Surplus lines insurance companies, carriers that face little regulation by the state compared to traditional insurers, could take over second homes in Citizens Property Insurance Corp. if a bill advancing in the Senate makes it into law.
The bill (SB 1716) received a rewrite before passing unanimously through the Senate Banking and Insurance Committee. Sen. Jim Boyd, a Bradenton Republican sponsoring the bill, said the aim is to reduce the policies in Citizens, a state-run company that can place assessments on all homeowners if a catastrophic storm wipes out its ability to pay claims.

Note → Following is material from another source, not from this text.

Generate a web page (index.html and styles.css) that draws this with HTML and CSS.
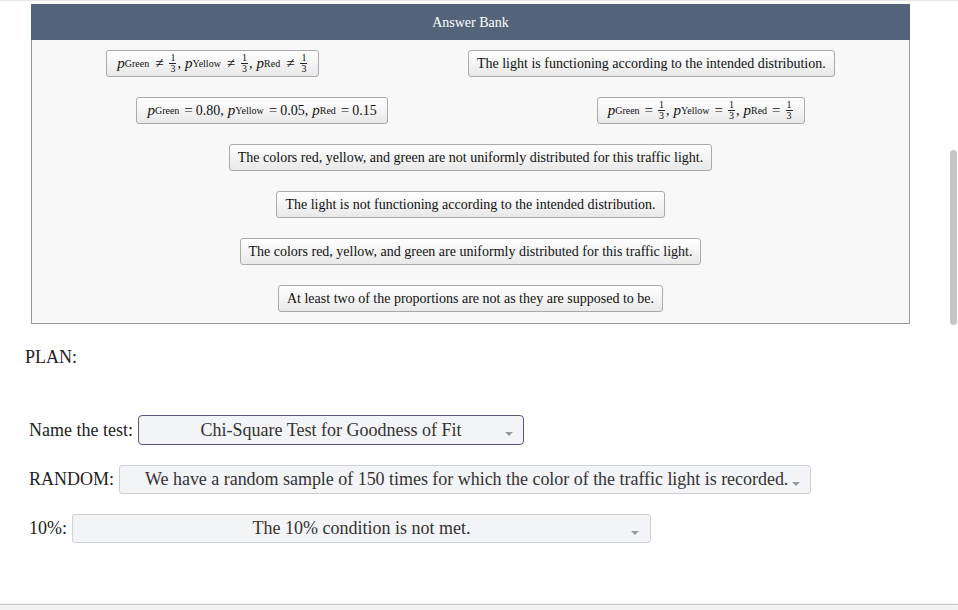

"More access to the markets, I think, is better," Boyd told reporters after the hearing.
Citizens has 1.23 million policies as of Dec. 31. Three years earlier it had 443,228 policies. A wave of devastating storms and a surge in lawsuits led to the bankruptcy of seven companies in an 18-month span, and other larger companies have pulled back from the Florida market, pushing up prices and leading to more reliance on Citizens to cover homes.
But surplus lines companies aren't regulated by the state the way other admitted carriers are. They typically cover pricier homes in riskier coastal areas, their rates aren't approved by the Office of Insurance Regulation (OIR) and customers can't sue them in Florida if a dispute over a claim arises.
Under Boyd's bill, a person with a second home covered by Citizens would have to move into a surplus lines company if that company's plan is approved by OIR. However, if a homeowner's insurance agent isn't licensed with the company, they could opt out of the offer. The surplus lines companies must have a rating of "A" or better by A.M. Best and a risk program managed by a Florida surplus lines broker.
"If they're offered a takeout and the OIR approves the plan, they don't have a choice. But if their agent is not licensed with that carrier, they don't have to go," Boyd said.
The House version of the bill (HB 1503) hasn't received a hearing in that chamber yet.